## Problem to work on:
Select every line below containing the word "React".

## Data segment:
· · · ·
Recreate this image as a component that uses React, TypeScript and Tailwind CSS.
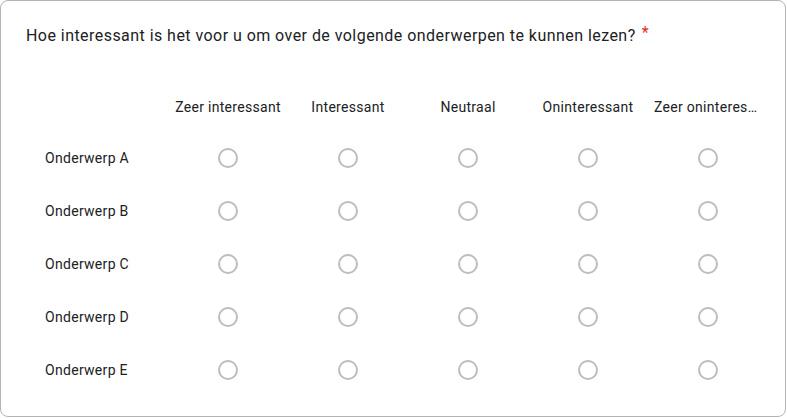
import React from "react";

const columns = [
  "Zeer interessant",
  "Interessant",
  "Neutraal",
  "Oninteressant",
  "Zeer oninteressant",
];

const rows = ["Onderwerp A", "Onderwerp B", "Onderwerp C", "Onderwerp D", "Onderwerp E"];

const Radio: React.FC = () => (
  <div className="w-5 h-5 rounded-full border-2 border-[#bdbdbd] bg-white" />
);

const App: React.FC = () => {
  return (
    <div
      className="w-[787px] h-[418px] bg-white"
      style={{ fontFamily: "Roboto, Arial, sans-serif" }}
    >
      <div className="w-[786px] h-[417px] border border-[#b4b4b4] rounded-lg bg-white pt-[23px] pl-[25px] pr-[18px]">
        <div className="flex items-start text-base leading-6 tracking-[0.45px] text-[#202124]">
          <span>
            Hoe interessant is het voor u om over de volgende onderwerpen te kunnen lezen?
          </span>
          <span className="ml-[6px] -mt-[3px] text-[#d93025]">*</span>
        </div>

        <div className="mt-[35px] ml-[19px]">
          {/* header */}
          <div className="flex h-[48px] items-center">
            <div className="w-[123px] shrink-0" />
            {columns.map((c) => (
              <div
                key={c}
                className="w-[120px] shrink-0 px-[6px] text-center text-sm tracking-[0.3px] text-[#202124] truncate"
              >
                {c}
              </div>
            ))}
          </div>
          {/* rows */}
          {rows.map((r) => (
            <div key={r} className="flex h-[53px] items-center">
              <div className="w-[123px] shrink-0 text-sm tracking-[0.3px] text-[#202124]">{r}</div>
              {columns.map((c) => (
                <div key={c} className="w-[120px] shrink-0 flex justify-center">
                  <Radio />
                </div>
              ))}
            </div>
          ))}
        </div>
      </div>
    </div>
  );
};

export default App;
· · · ·
## Result:
Recreate this image as a component that uses React, TypeScript and Tailwind CSS.
import React from "react";
const Radio: React.FC = () => (
const App: React.FC = () => {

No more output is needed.